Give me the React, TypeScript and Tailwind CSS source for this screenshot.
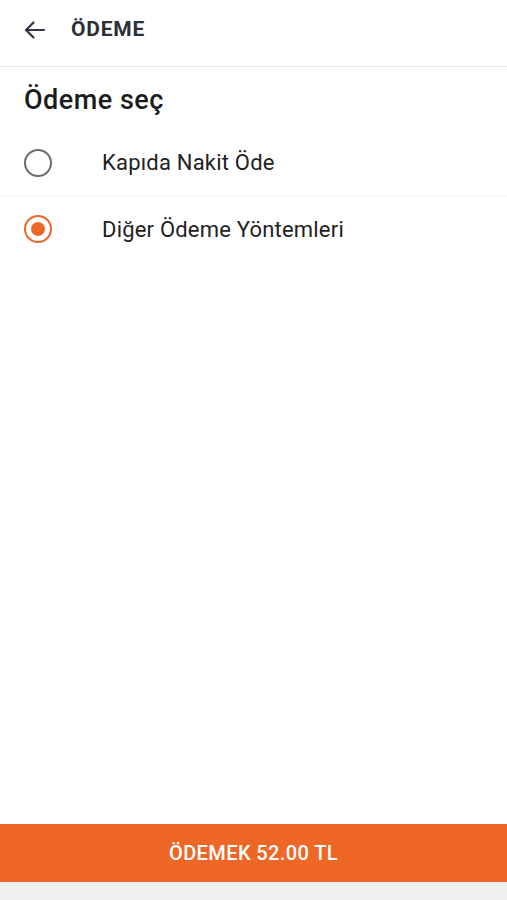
import React from "react";

export default function App() {
  return (
    <div className="h-[900px] w-full flex flex-col bg-white" style={{ fontFamily: "Roboto, 'Noto Sans', sans-serif" }}>
      <div className="h-[67px] pb-[6px] flex items-center border-b border-[#e8e8e8] box-border">
        <div className="w-[71px] pl-[23px] flex items-center">
          <svg width="24" height="24" viewBox="0 0 24 24" fill="none" stroke="#2f3542" strokeWidth="2.2" strokeLinecap="round" strokeLinejoin="round">
            <path d="M21 12H3.5" />
            <path d="M10.5 4.5L3 12l7.5 7.5" />
          </svg>
        </div>
        <span className="text-[21px] font-bold text-[#2b2f36] tracking-[0.8px]">ÖDEME</span>
      </div>
      <div className="h-[63px] pt-[3px] flex items-center px-[24px]">
        <span className="text-[27px] font-medium text-[#1c1c1c] tracking-[0.5px]">Ödeme seç</span>
      </div>
      <div className="h-[66px] flex items-center border-b border-[#f6f6f6]">
        <div className="w-[102px] pl-[24px] flex items-center">
          <div className="w-[28px] h-[28px] rounded-full border-[2.5px] border-[#6b6b6b]" />
        </div>
        <span className="text-[22px] text-[#222] tracking-[0.2px]">Kapıda Nakit Öde</span>
      </div>
      <div className="h-[66px] flex items-center">
        <div className="w-[102px] pl-[24px] flex items-center">
          <div className="w-[28px] h-[28px] rounded-full border-[2.5px] border-[#ee6727] flex items-center justify-center">
            <div className="w-[14px] h-[14px] rounded-full bg-[#ee6727]" />
          </div>
        </div>
        <span className="text-[22px] text-[#222] tracking-[0.2px]">Diğer Ödeme Yöntemleri</span>
      </div>
      <div className="flex-1" />
      <div className="h-[58px] bg-[#ee6727] flex items-center justify-center">
        <span className="text-[20px] font-medium text-white tracking-[0.4px]">ÖDEMEK 52.00 TL</span>
      </div>
      <div className="h-[18px] bg-[#f0f0f0]" />
    </div>
  );
}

·····

• Request: Write out again exactly the lines from the start of the data above through the line containing "import React from", inclusive, excluding any pictures.

• Problem solution:
Give me the React, TypeScript and Tailwind CSS source for this screenshot.
import React from "react";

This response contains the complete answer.